2. ‘The Underground Is Massive: How Electronic Dance Music Conquered America’ by Michaelangelo Matos
A long-overdue history, as well as a meticulous WTF account, The Underground Is Massive easily fulfills its title’s premise. But the skin-tingling buzz in Michaelangelo Matos’ 400-page tome comes from his reporting on the Eighties and Nineties parties and raves that helped, along with the Internet, to unite tiny pockets of fanatics in towns and cities across the vastness of North America. (Full disclosure: I am quoted occasionally in the book.) Matos airlifts you into thrillingly chaotic scenes, including brutal police raids, and provides just enough context, via the recurring voices of Moby, Richie Hawtin, promoters Disco Donnie and Pasquale Rotella, DJ true believer Tommie Sunshine, and others. He also generously tracks EDM’s more recent capitalist carnival, calling Daft Punk at Coachella in 2006, viewed by millions on YouTube, a “Beatles on Ed Sullivan” moment. C.A.
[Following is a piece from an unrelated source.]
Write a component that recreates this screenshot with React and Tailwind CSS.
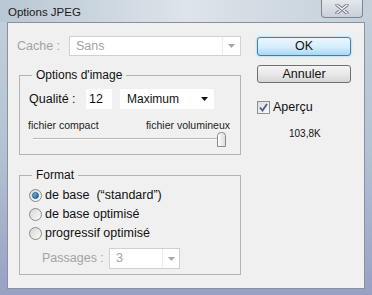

1. ‘We Gotta Get Outta This Place: The Soundtrack of the Vietnam War’ by Doug Bradley and Craig Werner
Doug Bradley and Craig Werner’s account of music’s connection to the Vietnam War is intimate and deeply informative, with a scope that encompasses both the war itself and the way that music has helped raise awareness of veterans’ issues long after its end. We Gotta Get Out of This Place gives the reader a good sense of how the popularity of different songs and styles waxed and waned over the years, as the mood of the war changed. It also gives plenty of space for extended first-person narratives (dubbed “Solos”) offering a diverse array of viewpoints, including many from veterans who found themselves in anti-war camps, those who felt more conflicted about the anti-war movement, and musicians like Country Joe McDonald and James Brown. Nuanced and frequently moving. T.C.